On 9, October the President of Turkey Recep Erdogan visited Kyiv. It is worth noting that the presidential meeting with Poroshenko lasted for more than three hours instead of 45 minutes planned. Nine interstate documents were signed, including those on avoiding the double taxation. Turkey became one of the Ukraine’s most influential foreign policy partners in the “southern direction”. Moreover, a further release of the Crimean political prisoners with Turkey’s decisive role in it confirms a rather deep level of the intergovernmental dialogue on the presidential level. The Ukrainian citizens Ilmi Umerov and Akhtem Chiygoz, the Crimean Tatar leaders and Mejlis representatives, who had been illegally detained in the occupied Crimea, were released and flown to Turkey on 25, October. In Ankara they were put on a plane to Kyiv.

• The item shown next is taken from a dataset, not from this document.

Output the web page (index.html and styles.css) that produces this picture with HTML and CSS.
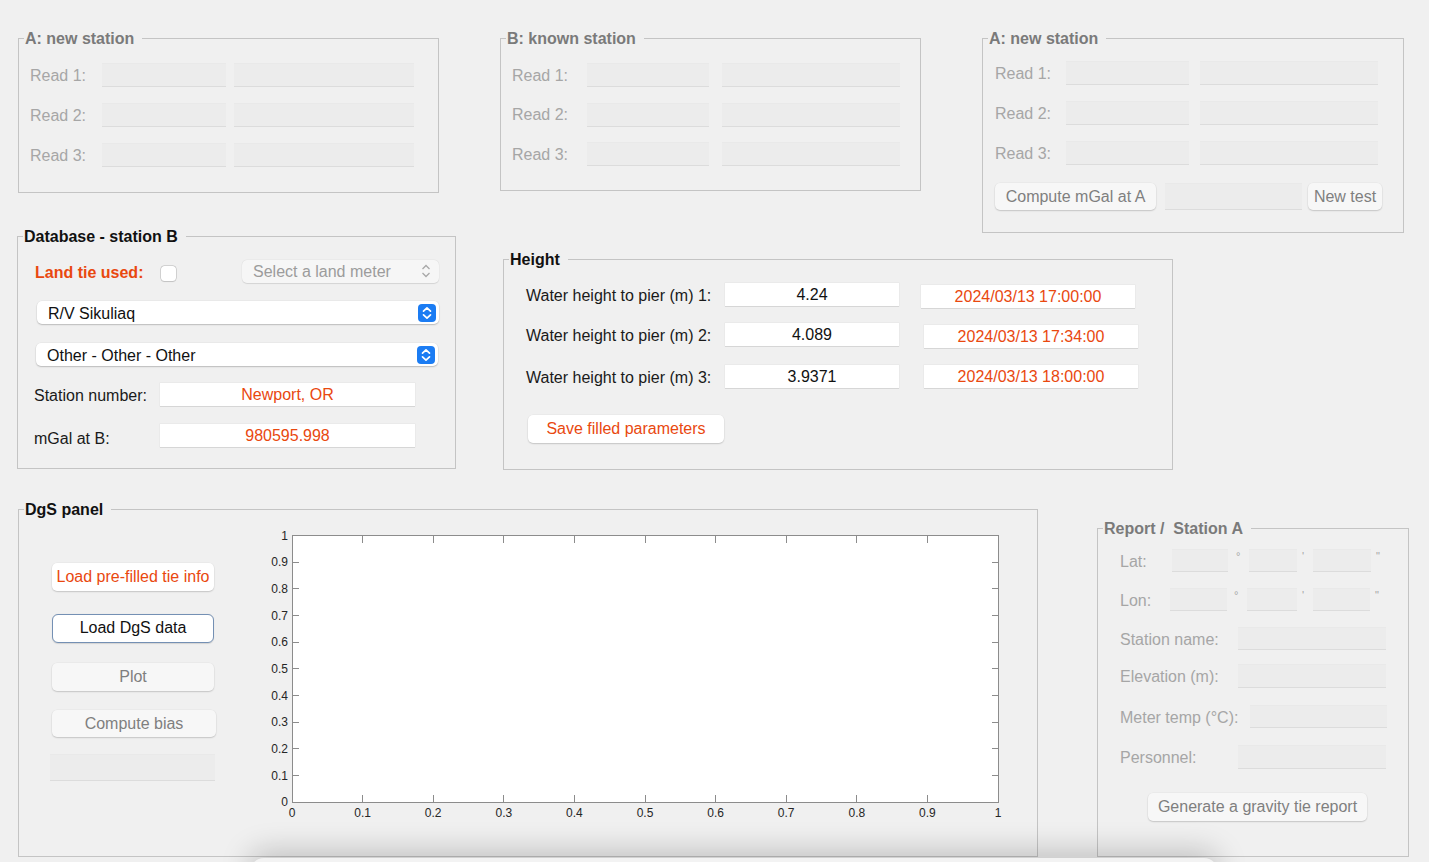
FILE: index.html
```html
<!DOCTYPE html>
<html>
<head>
<meta charset="utf-8">
<title>Gravity tie</title>
<link rel="stylesheet" href="styles.css">
</head>
<body>
<div class="app">
  <div class="row row1">
    <section class="panel p-a1 disabled">
      <div class="ptitle">A: new station</div>
      <div class="reads">
        <div class="rd"><span class="lbl">Read 1:</span><span class="fld f1"></span><span class="fld f2"></span></div>
        <div class="rd"><span class="lbl">Read 2:</span><span class="fld f1"></span><span class="fld f2"></span></div>
        <div class="rd"><span class="lbl">Read 3:</span><span class="fld f1"></span><span class="fld f2"></span></div>
      </div>
    </section>
    <section class="panel p-b disabled">
      <div class="ptitle">B: known station</div>
      <div class="reads">
        <div class="rd"><span class="lbl">Read 1:</span><span class="fld f1"></span><span class="fld f2"></span></div>
        <div class="rd"><span class="lbl">Read 2:</span><span class="fld f1"></span><span class="fld f2"></span></div>
        <div class="rd"><span class="lbl">Read 3:</span><span class="fld f1"></span><span class="fld f2"></span></div>
      </div>
    </section>
    <section class="panel p-a2 disabled">
      <div class="ptitle">A: new station</div>
      <div class="reads">
        <div class="rd"><span class="lbl">Read 1:</span><span class="fld f1"></span><span class="fld f2"></span></div>
        <div class="rd"><span class="lbl">Read 2:</span><span class="fld f1"></span><span class="fld f2"></span></div>
        <div class="rd"><span class="lbl">Read 3:</span><span class="fld f1"></span><span class="fld f2"></span></div>
      </div>
      <div class="a2-btns">
        <span class="btn dis b-compute">Compute mGal at A</span>
        <span class="fld a2-fld"></span>
        <span class="btn dis b-new">New test</span>
      </div>
    </section>
  </div>

  <div class="row row2">
    <section class="panel p-db">
      <div class="ptitle">Database - station B</div>
      <div class="db-body">
        <div class="db-r1">
          <span class="land-lbl">Land tie used:</span>
          <span class="chk"></span>
          <span class="popup-dis">Select a land meter
            <svg class="chev-g" width="10" height="16" viewBox="0 0 10 16"><path d="M1.5 6 L5 2.5 L8.5 6 M1.5 10 L5 13.5 L8.5 10" fill="none" stroke="#a8a8a8" stroke-width="1.3"/></svg>
          </span>
        </div>
        <div class="dd dd1">R/V Sikuliaq
          <span class="step"><svg width="18" height="18" viewBox="0 0 18 18"><path d="M5.5 7.2 L9 3.8 L12.5 7.2 M5.5 10.8 L9 14.2 L12.5 10.8" fill="none" stroke="#fff" stroke-width="1.7" stroke-linecap="round" stroke-linejoin="round"/></svg></span>
        </div>
        <div class="dd dd2">Other - Other - Other
          <span class="step"><svg width="18" height="18" viewBox="0 0 18 18"><path d="M5.5 7.2 L9 3.8 L12.5 7.2 M5.5 10.8 L9 14.2 L12.5 10.8" fill="none" stroke="#fff" stroke-width="1.7" stroke-linecap="round" stroke-linejoin="round"/></svg></span>
        </div>
        <div class="db-row db-r4"><span class="db-lbl">Station number:</span><span class="wfld orange">Newport, OR</span></div>
        <div class="db-row db-r5"><span class="db-lbl">mGal at B:</span><span class="wfld orange">980595.998</span></div>
      </div>
    </section>

    <section class="panel p-h">
      <div class="ptitle">Height</div>
      <div class="h-body">
        <div class="hr hr1"><span class="h-lbl">Water height to pier (m) 1:</span><span class="wfld h-val">4.24</span><span class="wfld h-date orange">2024/03/13 17:00:00</span></div>
        <div class="hr hr2"><span class="h-lbl">Water height to pier (m) 2:</span><span class="wfld h-val">4.089</span><span class="wfld h-date orange">2024/03/13 17:34:00</span></div>
        <div class="hr hr3"><span class="h-lbl">Water height to pier (m) 3:</span><span class="wfld h-val">3.9371</span><span class="wfld h-date orange">2024/03/13 18:00:00</span></div>
        <span class="btn orange b-save">Save filled parameters</span>
      </div>
    </section>
  </div>

  <div class="row row3">
    <section class="panel p-dgs">
      <div class="ptitle">DgS panel</div>
      <div class="dgs-body">
        <div class="dgs-btns">
          <span class="btn orange b-load">Load pre-filled tie info</span>
          <span class="btn def b-dgs">Load DgS data</span>
          <span class="btn dis b-plot">Plot</span>
          <span class="btn dis b-bias">Compute bias</span>
          <span class="fld dgs-fld"></span>
        </div>
        <svg class="plot" width="748" height="300" viewBox="0 0 748 300">
          <rect x="30.5" y="10.5" width="706" height="267" fill="#fff" stroke="#8c8c8c" stroke-width="1"/>
          <path fill="none" stroke="#8c8c8c" stroke-width="1" shape-rendering="crispEdges"
            d="M30 250.5h7M30 223.5h7M30 197.5h7M30 170.5h7M30 143.5h7M30 117.5h7M30 90.5h7M30 63.5h7M30 37.5h7
               M737 250.5h-7M737 223.5h-7M737 197.5h-7M737 170.5h-7M737 143.5h-7M737 117.5h-7M737 90.5h-7M737 63.5h-7M737 37.5h-7
               M100.5 277v-7M171.5 277v-7M241.5 277v-7M312.5 277v-7M383.5 277v-7M453.5 277v-7M524.5 277v-7M594.5 277v-7M665.5 277v-7
               M100.5 11v7M171.5 11v7M241.5 11v7M312.5 11v7M383.5 11v7M453.5 11v7M524.5 11v7M594.5 11v7M665.5 11v7"/>
          <g class="ylab" text-anchor="end">
            <text x="26" y="281">0</text>
            <text x="26" y="254.5">0.1</text>
            <text x="26" y="227.5">0.2</text>
            <text x="26" y="201">0.3</text>
            <text x="26" y="174.5">0.4</text>
            <text x="26" y="147.5">0.5</text>
            <text x="26" y="121">0.6</text>
            <text x="26" y="94.5">0.7</text>
            <text x="26" y="67.5">0.8</text>
            <text x="26" y="41">0.9</text>
            <text x="26" y="14.5">1</text>
          </g>
          <g class="xlab" text-anchor="middle">
            <text x="30" y="292">0</text>
            <text x="100.6" y="292">0.1</text>
            <text x="171.2" y="292">0.2</text>
            <text x="241.8" y="292">0.3</text>
            <text x="312.4" y="292">0.4</text>
            <text x="383" y="292">0.5</text>
            <text x="453.6" y="292">0.6</text>
            <text x="524.2" y="292">0.7</text>
            <text x="594.8" y="292">0.8</text>
            <text x="665.4" y="292">0.9</text>
            <text x="736" y="292">1</text>
          </g>
        </svg>
      </div>
    </section>

    <section class="panel p-rep disabled">
      <div class="ptitle">Report /&nbsp; Station A</div>
      <div class="rep-body">
        <div class="rr r-lat">
          <span class="lbl l-lat">Lat:</span>
          <span class="fld la1"></span><span class="sym s-deg">°</span>
          <span class="fld la2"></span><span class="sym s-min">'</span>
          <span class="fld la3"></span><span class="sym s-sec">"</span>
        </div>
        <div class="rr r-lon">
          <span class="lbl l-lon">Lon:</span>
          <span class="fld lo1"></span><span class="sym s-deg2">°</span>
          <span class="fld lo2"></span><span class="sym s-min">'</span>
          <span class="fld lo3"></span><span class="sym s-sec">"</span>
        </div>
        <div class="rr r-name"><span class="lbl l-wide">Station name:</span><span class="fld rf"></span></div>
        <div class="rr r-elev"><span class="lbl l-wide">Elevation (m):</span><span class="fld rf tall"></span></div>
        <div class="rr r-temp"><span class="lbl l-temp">Meter temp (°C):</span><span class="fld rf-t"></span></div>
        <div class="rr r-pers"><span class="lbl l-wide">Personnel:</span><span class="fld rf tall"></span></div>
        <span class="btn dis b-report">Generate a gravity tie report</span>
      </div>
    </section>
  </div>

  <div class="dock"></div>
</div>
</body>
</html>
```

FILE: styles.css
```css
* { box-sizing: border-box; }

body {
  margin: 0;
  background: #f0f0f0;
  font-family: "Liberation Sans", Arial, Helvetica, sans-serif;
  font-size: 16px;
  color: #1a1a1a;
}

.app {
  position: relative;
  width: 1429px;
  height: 862px;
  overflow: hidden;
}

.row { display: flex; align-items: flex-start; }
.row1 { height: 236px; padding-top: 38px; }
.row2 { height: 273px; }
.row3 { height: 353px; }

/* panels */
.panel {
  border: 1px solid #c4c4c4;
  display: flex;
  flex-direction: column;
  align-items: flex-start;
  flex: none;
}
.ptitle {
  margin-top: -10px;
  margin-left: 5px;
  height: 20px;
  line-height: 20px;
  padding: 0 8px 0 1px;
  background: #f0f0f0;
  font-weight: bold;
  color: #111;
  white-space: nowrap;
}
.disabled .ptitle { color: #7a7a7a; }

.lbl { color: #a6a6a6; white-space: nowrap; }

/* fields */
.fld {
  display: block;
  background: #ececec;
  border-top: 1px solid #e9e9e9;
  border-bottom: 1px solid #dcdcdc;
  flex: none;
}
.wfld {
  display: block;
  background: #fff;
  height: 23px;
  line-height: 23px;
  text-align: center;
  box-shadow: 0 1px 0 #d6d6d6, 0 0 0 0.5px #e4e4e4;
  white-space: nowrap;
  flex: none;
}
.orange { color: #e9480f; }

/* buttons */
.btn {
  display: block;
  background: #fff;
  border-radius: 5px;
  text-align: center;
  white-space: nowrap;
  box-shadow: 0 1px 1.5px rgba(0,0,0,0.16), 0 0 0 0.5px rgba(0,0,0,0.04);
  flex: none;
}
.btn.dis { background: #f7f7f7; color: #7f7f7f; }
.btn.def {
  border: 1.5px solid #7490b4;
  border-radius: 6px;
  color: #111;
  box-shadow: 0 0.5px 1px rgba(0,0,0,0.12);
}

/* read panels */
.reads { display: flex; flex-direction: column; gap: 16px; }
.rd { display: flex; align-items: center; height: 24px; }
.rd .fld { height: 24px; }
.rd .lbl { margin-top: 1px; }

.p-a1 { width: 421px; height: 155px; margin-left: 18px; }
.p-a1 .reads { margin: 14px 0 0 11px; }
.p-a1 .lbl { width: 72px; }
.p-a1 .f1 { width: 124px; }
.p-a1 .f2 { width: 180px; margin-left: 8px; }

.p-b { width: 421px; height: 153px; margin-left: 61px; }
.p-b .reads { margin: 14px 0 0 11px; gap: 15.5px; }
.p-b .lbl { width: 75px; }
.p-b .f1 { width: 122px; }
.p-b .f2 { width: 178px; margin-left: 13px; }

.p-a2 { width: 422px; height: 195px; margin-left: 61px; }
.p-a2 .reads { margin: 12px 0 0 12px; }
.p-a2 .lbl { width: 71px; }
.p-a2 .f1 { width: 123px; }
.p-a2 .f2 { width: 178px; margin-left: 11px; }

.a2-btns { display: flex; margin: 18px 0 0 12px; }
.a2-btns .btn, .a2-fld { height: 27px; line-height: 27px; }
.b-compute { width: 161px; }
.a2-fld { width: 137px; margin-left: 9px; }
.b-new { width: 74px; margin-left: 6px; }

/* database panel */
.p-db { width: 439px; height: 233px; margin-left: 17px; }
.db-body { margin-left: 17px; display: flex; flex-direction: column; }
.db-r1 { display: flex; align-items: center; height: 23px; margin-top: 13px; }
.land-lbl { width: 126px; color: #e9480f; font-weight: bold; white-space: nowrap; margin-top: 3px; }
.chk {
  display: block;
  width: 15px;
  height: 15px;
  margin-top: 3px;
  background: #fff;
  border-radius: 3.5px;
  box-shadow: 0 0 0 0.5px #b4b4b4, 0 1px 1px rgba(0,0,0,0.12);
}
.popup-dis {
  position: relative;
  display: block;
  width: 197px;
  height: 23px;
  line-height: 23px;
  margin-left: 66px;
  padding-left: 11px;
  background: #f6f6f6;
  border-radius: 5px;
  color: #9c9c9c;
  box-shadow: 0 0.5px 1px rgba(0,0,0,0.1), 0 0 0 0.5px rgba(0,0,0,0.03);
  white-space: nowrap;
}
.chev-g { position: absolute; right: 8px; top: 3px; }

.dd {
  position: relative;
  width: 402px;
  height: 23px;
  line-height: 25px;
  padding-left: 11px;
  background: #fff;
  border-radius: 5px;
  color: #111;
  box-shadow: 0 1px 1.5px rgba(0,0,0,0.2), 0 0 0 0.5px rgba(0,0,0,0.05);
}
.dd1 { margin-top: 18px; margin-left: 2px; }
.dd2 { margin-top: 19px; margin-left: 1px; }
.step {
  position: absolute;
  right: 3px;
  top: 2.5px;
  width: 18px;
  height: 18px;
  border-radius: 4px;
  background: #1b7cf3;
  display: flex;
}

.db-row { display: flex; align-items: center; height: 23px; margin-left: -1px; }
.db-r4 { margin-top: 17px; }
.db-r5 { margin-top: 18px; }
.db-lbl { width: 126px; color: #1a1a1a; white-space: nowrap; margin-top: 3px; }
.db-row .wfld { width: 255px; }
.db-r5 .db-lbl { margin-top: 6px; }

/* height panel */
.p-h { width: 670px; height: 211px; margin-left: 47px; margin-top: 23px; }
.h-body { margin-left: 22px; display: flex; flex-direction: column; align-items: flex-start; }
.hr { display: flex; align-items: flex-start; }
.hr1 { margin-top: 13px; }
.hr2 { margin-top: 15px; }
.hr3 { margin-top: 17px; }
.h-lbl { width: 199px; height: 23px; line-height: 25px; white-space: nowrap; }
.h-val { width: 174px; color: #111; }
.h-date { width: 214px; margin-left: 25px; margin-top: 2px; }
.hr1 .h-date { margin-left: 22px; }
.hr3 .h-date { margin-top: 0; }
.b-save { width: 196px; height: 28px; line-height: 28px; margin: 27px 0 0 2px; }

/* DgS panel */
.p-dgs { width: 1020px; height: 348px; margin-left: 18px; }
.dgs-body { display: flex; align-items: flex-start; }
.dgs-btns { display: flex; flex-direction: column; margin: 43px 0 0 33px; width: 165px; }
.dgs-btns .btn { width: 162px; }
.b-load { height: 28px; line-height: 28px; }
.b-dgs { height: 29px; line-height: 26px; margin-top: 23px; }
.b-plot { height: 28px; line-height: 28px; margin-top: 20px; }
.b-bias { height: 27px; line-height: 27px; margin-top: 19px; width: 164px !important; }
.dgs-fld { width: 165px; height: 27px; margin-top: 17px; margin-left: -2px; }
.plot { display: block; margin: 5px 0 0 45px; flex: none; }
.plot text { font-family: "Liberation Sans", Arial, sans-serif; font-size: 12px; fill: #262626; }

/* report panel */
.p-rep { width: 312px; height: 329px; margin-left: 59px; margin-top: 19px; }
.rep-body { margin-left: 22px; display: flex; flex-direction: column; align-items: flex-start; }
.rr { display: flex; align-items: flex-start; }
.rr .lbl { height: 23px; line-height: 25px; }
.rr .fld { height: 23px; }
.rr .fld.tall { height: 24px; }
.r-lat { margin-top: 10px; }
.r-lon { margin-top: 16px; }
.r-name { margin-top: 16px; }
.r-elev { margin-top: 14px; }
.r-temp { margin-top: 17px; }
.r-pers { margin-top: 17px; }
.l-lat { width: 52px; }
.l-lon { width: 50px; }
.la1 { width: 56px; }
.la2 { width: 48px; }
.la3 { width: 58px; }
.lo1 { width: 57px; }
.lo2 { width: 50px; }
.lo3 { width: 57px; }
.sym { font-size: 11px; line-height: 14px; color: #a6a6a6; }
.s-deg { width: 21px; padding-left: 8px; }
.s-deg2 { width: 20px; padding-left: 7px; }
.s-min { width: 16px; padding-left: 5px; }
.s-sec { width: 14px; padding-left: 5px; }
.l-wide { width: 118px; }
.l-temp { width: 130px; }
.rf { width: 148px; }
.rf-t { width: 137px; }
.b-report { width: 219px; height: 28px; line-height: 28px; margin: 24px 0 0 28px; }

/* floating dock at the bottom edge */
.dock {
  position: absolute;
  left: 250px;
  top: 858px;
  width: 968px;
  height: 30px;
  border-radius: 14px 14px 0 0;
  background: #f3f3f3;
  box-shadow: 0 -6px 30px rgba(0,0,0,0.22);
}
```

One of the most unpleasant developments of the Ukraine’s foreign policy is its yet to be solved “language controversy” with Hungary. As a result, the Hungarian partners claim they are ready to veto any initiatives regarding Ukraine in the EU. On 27, October the Hungary’s Minister of Foreign Affairs stated that Hungary blocked the December meeting of Ukraine–NATO commission thus disconcertingly putting their bilateral relations in the Euroatlantic dimension. The “language conflict” needs to be resolved fast by seeking a mutually acceptable compromise. 

On 11, October the President of Ukraine Petro Poroshenko delivered an address at the session of the Parliamentary Assembly of the Council of Europe in the frames of his work visit to Strasbourg. This address had a very important symbolic significance for confirming the Ukraine’s status as a predictable European partner ready to seek the solutions both to its military confrontation with Russia and to any difficulties that might arise with the Ukraine’s neighbours.

On 17, October the President of Malta Marie-Louise Coleiro Preca paid a state visit to Kyiv following the Poroshenko’s visit to Malta. The return visit aimed to further strengthen the bilateral intergovernmental relations, which had no real political content up to this year.